◆ **SUPPLIED INFORMATION**
--- start ---

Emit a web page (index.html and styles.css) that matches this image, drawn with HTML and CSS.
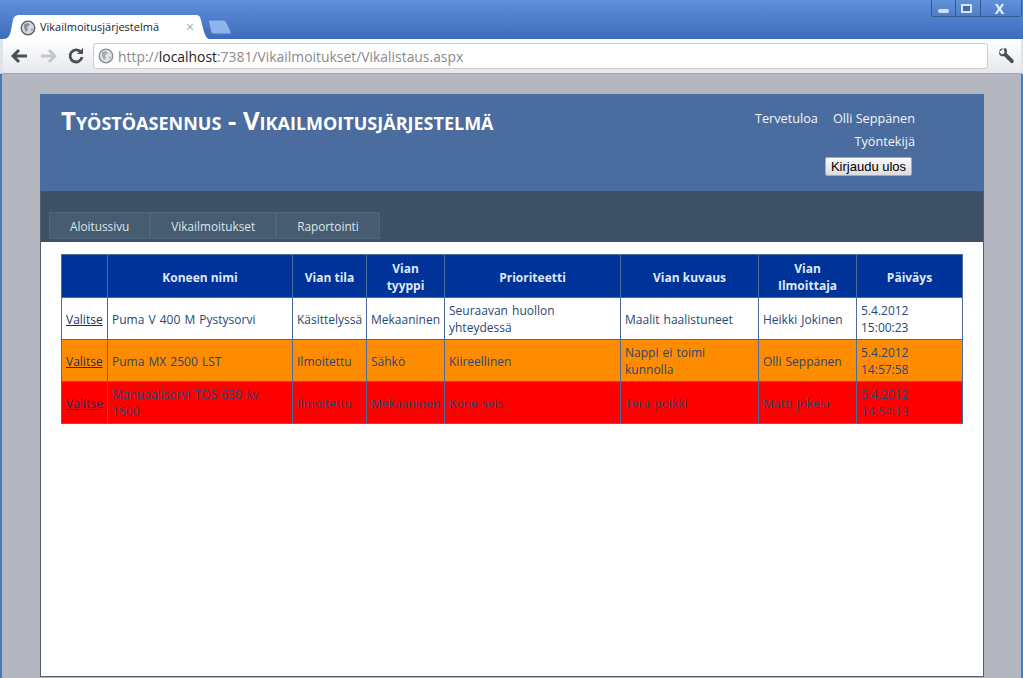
FILE: index.html
```html
<!DOCTYPE html>
<html lang="fi">
<head>
  <meta charset="UTF-8">
  <title>Vikailmoitusjärjestelmä</title>
  <link rel="stylesheet" href="styles.css">
</head>
<body>

  <div class="title-bar">
    <div class="tab">
      <svg class="tab-shape" width="207" height="25" viewBox="0 0 207 25"><path d="M0 25 C5 25 7 22 8 16 L10 6 C11 2 13 1 17 1 L192 1 C196 1 197 2 198 6 L201 18 C203 23 204 25 207 25 Z" fill="#fff"/></svg>
      <svg class="globe" width="16" height="16" viewBox="0 0 16 16"><circle cx="8" cy="8" r="6.8" fill="#d5dae2" stroke="#555d68" stroke-width="1.3"/><path d="M4 4 L8 3 L10 5 L7 7 L8 10 L6 12 L4 8 Z M11 9 L13 8 L12 12 Z" fill="#8b929c"/></svg>
      <span class="tab-title">Vikailmoitusjärjestelmä</span>
      <span class="tab-close">×</span>
    </div>
    <svg class="new-tab" width="26" height="16" viewBox="0 0 26 16"><path d="M1 1 L16 1 C18 1 19 2 20 4 L24 13 C24.500 14.500 24 15 22 15 L7 15 C5 15 4.500 14 4 13 Z" fill="#8db4ec" stroke="#4a78c4"/></svg>
    <div class="window-buttons">
      <span class="win-btn win-min"><i></i></span>
      <span class="win-btn win-max"><i></i></span>
      <span class="win-btn win-close">X</span>
    </div>
  </div>

  <div class="toolbar">
    <svg class="nav-icon" width="18" height="18" viewBox="0 0 18 18"><path d="M8 3 L2 9 L8 15 M3 9 L16 9" fill="none" stroke="#4a4f57" stroke-width="3"/></svg>
    <svg class="nav-icon" width="18" height="18" viewBox="0 0 18 18"><path d="M10 3 L16 9 L10 15 M15 9 L2 9" fill="none" stroke="#c4c8ce" stroke-width="3"/></svg>
    <svg class="nav-icon" width="18" height="18" viewBox="0 0 18 18"><path d="M14 5.500 A6 6 0 1 0 15 10" fill="none" stroke="#4a4f57" stroke-width="2.800"/><path d="M10 7 L16 7 L16 1 Z" fill="#4a4f57"/></svg>
    <div class="address-bar">
      <svg class="globe" width="16" height="16" viewBox="0 0 16 16"><circle cx="8" cy="8" r="6.8" fill="#dfe2e7" stroke="#868c95" stroke-width="1.3"/><path d="M4 4 L8 3 L10 5 L7 7 L8 10 L6 12 L4 8 Z M11 9 L13 8 L12 12 Z" fill="#a8adb5"/></svg>
      <span class="url">http://<b>localhost</b>:7381/Vikailmoitukset/Vikalistaus.aspx</span>
    </div>
    <svg class="wrench" width="18" height="18" viewBox="0 0 18 18"><path d="M2 5 L5 7.500 L7.500 6 L7 2.500 C5 .5 2.500 2 2 5 Z M6 2 C9 0 11 3 9.500 6 L16.500 13 C17.500 15 15.500 17 14 16 L7 9 C4 10 1.500 8 2 5" fill="#4a4f57"/></svg>
  </div>

  <div class="viewport">
    <div class="page">
      <div class="header">
        <h1>Työstöasennus - Vikailmoitusjärjestelmä</h1>
        <div class="login-info">
          <div class="login-line"><span>Tervetuloa</span><span>Olli Seppänen</span></div>
          <div class="login-line">Työntekijä</div>
          <button class="logout" type="button">Kirjaudu ulos</button>
        </div>
      </div>

      <div class="menu">
        <a class="menu-item">Aloitussivu</a>
        <a class="menu-item">Vikailmoitukset</a>
        <a class="menu-item">Raportointi</a>
      </div>

      <div class="main">
        <table class="faults">
          <colgroup>
            <col class="c1"><col class="c2"><col class="c3"><col class="c4">
            <col class="c5"><col class="c6"><col class="c7"><col class="c8">
          </colgroup>
          <thead>
            <tr>
              <th></th>
              <th>Koneen nimi</th>
              <th>Vian tila</th>
              <th>Vian<br>tyyppi</th>
              <th>Prioriteetti</th>
              <th>Vian kuvaus</th>
              <th>Vian<br>Ilmoittaja</th>
              <th>Päiväys</th>
            </tr>
          </thead>
          <tbody>
            <tr>
              <td><a href="#">Valitse</a></td>
              <td>Puma V 400 M Pystysorvi</td>
              <td>Käsittelyssä</td>
              <td>Mekaaninen</td>
              <td>Seuraavan huollon yhteydessä</td>
              <td>Maalit haalistuneet</td>
              <td>Heikki Jokinen</td>
              <td>5.4.2012 15:00:23</td>
            </tr>
            <tr class="row-orange">
              <td><a href="#">Valitse</a></td>
              <td>Puma MX 2500 LST</td>
              <td>Ilmoitettu</td>
              <td>Sähkö</td>
              <td>Kiireellinen</td>
              <td>Nappi ei toimi kunnolla</td>
              <td>Olli Seppänen</td>
              <td>5.4.2012 14:57:58</td>
            </tr>
            <tr class="row-red">
              <td><a href="#">Valitse</a></td>
              <td>Manuaalisorvi TOS 630 kv<br>1500</td>
              <td>Ilmoitettu</td>
              <td>Mekaaninen</td>
              <td>Kone seis</td>
              <td>Terä poikki</td>
              <td>Matti Jokela</td>
              <td>5.4.2012 14:54:13</td>
            </tr>
          </tbody>
        </table>
      </div>
    </div>
  </div>

</body>
</html>
```

FILE: styles.css
```css
html, body {
  height: 100%;
}

body {
  margin: 0;
  overflow: hidden;
  font-family: "Open Sans", "Noto Sans", sans-serif;
  background-color: #b4b7c0;
  display: flex;
  flex-direction: column;
}

/* browser window */
.title-bar {
  height: 39px;
  flex: none;
  display: flex;
  align-items: flex-end;
  padding-left: 3px;
  background: linear-gradient(#5f90da, #3d6cbc);
  position: relative;
}

.tab {
  position: relative;
  width: 207px;
  height: 25px;
  display: flex;
  align-items: center;
  padding-left: 17px;
  box-sizing: border-box;
}

.tab-shape {
  position: absolute;
  left: 0;
  top: 0;
}

.tab .globe {
  position: relative;
  margin-top: 2px;
}

.tab-title {
  position: relative;
  margin-left: 4px;
  font-size: 11px;
  white-space: nowrap;
  color: #1c1c1c;
}

.tab-close {
  position: relative;
  margin-left: 27px;
  font-size: 14px;
  color: #a8a8a8;
}

.new-tab {
  margin-left: -3px;
  margin-bottom: 4px;
}

.window-buttons {
  position: absolute;
  top: 0;
  left: 931px;
  display: flex;
  height: 16px;
  border: 1px solid #34598f;
  border-top: none;
  border-radius: 0 0 3px 3px;
}

.win-btn {
  display: flex;
  align-items: center;
  justify-content: center;
  background: linear-gradient(#6291db, #4f7dc8);
  border-left: 1px solid #34598f;
  color: #e8f0fb;
  font-size: 14px;
  font-weight: bold;
}

.win-min {
  width: 23px;
  border-left: none;
}

.win-min i {
  display: block;
  width: 11px;
  height: 4px;
  margin-top: 5px;
  background: #cfe0f7;
  border-radius: 2px;
}

.win-max {
  width: 25px;
  box-sizing: border-box;
  padding-right: 4px;
}

.win-max i {
  display: block;
  width: 7px;
  height: 5px;
  border: 2px solid #d9e6f8;
  background: #3d6cbc;
}

.win-close {
  width: 41px;
  box-sizing: border-box;
  padding-right: 3px;
}

.toolbar {
  height: 35px;
  flex: none;
  box-sizing: border-box;
  display: flex;
  align-items: center;
  padding: 0 6px 1px 8px;
  background: linear-gradient(#ffffff, #e6e8ec);
  border-left: 3px solid #dfe3ea;
  border-right: 2px solid #dfe3ea;
  border-bottom: 1px solid #a4a7ae;
}

.nav-icon {
  margin-right: 10px;
  flex: none;
}

.address-bar {
  width: 895px;
  height: 26px;
  margin-left: -2px;
  box-sizing: border-box;
  display: flex;
  align-items: center;
  padding-left: 4px;
  background-color: white;
  border: 1px solid #cfcbc4;
  border-radius: 3px;
}

.url {
  margin-left: 4px;
  padding-top: 1px;
  font-size: 13.9px;
  color: #8a8a8a;
}

.url b {
  font-weight: normal;
  color: #222;
}

.wrench {
  margin-left: 9px;
  flex: none;
}

/* page */
.viewport {
  flex: 1;
  min-height: 0;
  padding: 20px 37px 0 38px;
  border-left: 2px solid #4a78c0;
  border-right: 2px solid #4a78c0;
  box-sizing: border-box;
}

.page {
  height: 582px;
  display: flex;
  flex-direction: column;
  background-color: white;
  border-right: 1px solid #555c66;
  border-left: 1px solid #555c66;
  border-bottom: 1px solid #555c66;
}

.header {
  height: 97px;
  flex: none;
  margin: 0 -1px;
  display: flex;
  justify-content: space-between;
  background-color: #4b6c9e;
  color: white;
}

.header h1 {
  margin: 11px 0 0 21px;
  font-family: "Open Sans", sans-serif;
  font-size: 25.7px;
  font-variant: small-caps;
  font-weight: bold;
  line-height: 32px;
  white-space: nowrap;
}

.login-info {
  width: 200px;
  margin: 15px 69px 0 0;
  text-align: right;
  font-size: 12.7px;
  line-height: 18px;
  color: #f2f5fa;
}

.login-line {
  display: flex;
  justify-content: flex-end;
  gap: 15px;
  margin-bottom: 5px;
}

.logout {
  margin: 2px 3px 0 0;
  padding: 0;
  width: 87px;
  height: 19px;
  font-family: "Liberation Sans", sans-serif;
  font-size: 13px;
  white-space: nowrap;
  color: black;
  background: linear-gradient(#fafafa, #dcdcdc);
  border: 1px solid #aaa;
  border-radius: 2px;
}

.menu {
  height: 51px;
  flex: none;
  box-sizing: border-box;
  display: flex;
  align-items: flex-end;
  padding: 0 0 3px 8px;
  background-color: #3f5165;
}

.menu-item {
  box-sizing: border-box;
  height: 27px;
  padding: 0 20px;
  display: flex;
  align-items: center;
  font-size: 11.8px;
  color: #dde4ec;
  background-color: #465c71;
  border: 1px solid #4f6579;
}

.main {
  flex: 1;
  padding: 12px 20px 0;
}

.faults {
  width: 901px;
  table-layout: fixed;
  border-collapse: collapse;
  font-size: 12px;
  line-height: 17px;
  word-spacing: 1px;
  color: #284775;
}

.c1 { width: 46px; }
.c2 { width: 185px; }
.c3 { width: 74px; }
.c4 { width: 78px; }
.c5 { width: 176px; }
.c6 { width: 138px; }
.c7 { width: 98px; }
.c8 { width: 106px; }

.faults th,
.faults td {
  border: 1px solid #4b6c9e;
  padding: 4px 4px 3px;
}

.faults th {
  height: 34px;
  padding: 5px 4px 3px;
  background-color: #003399;
  color: #dfe8f5;
  font-weight: bold;
  text-align: center;
  word-spacing: 0;
}

.faults td {
  height: 34px;
}

.faults a {
  color: #22305f;
}

.row-orange td {
  background-color: #ff8c00;
}

.row-red td {
  background-color: red;
}
```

--- end ---

◆ **REQUIREMENTS**
Gather all lines with the string "styles" from the data.

◆ **ANSWER TO THE TASK**
Emit a web page (index.html and styles.css) that matches this image, drawn with HTML and CSS.
  <link rel="stylesheet" href="styles.css">
FILE: styles.css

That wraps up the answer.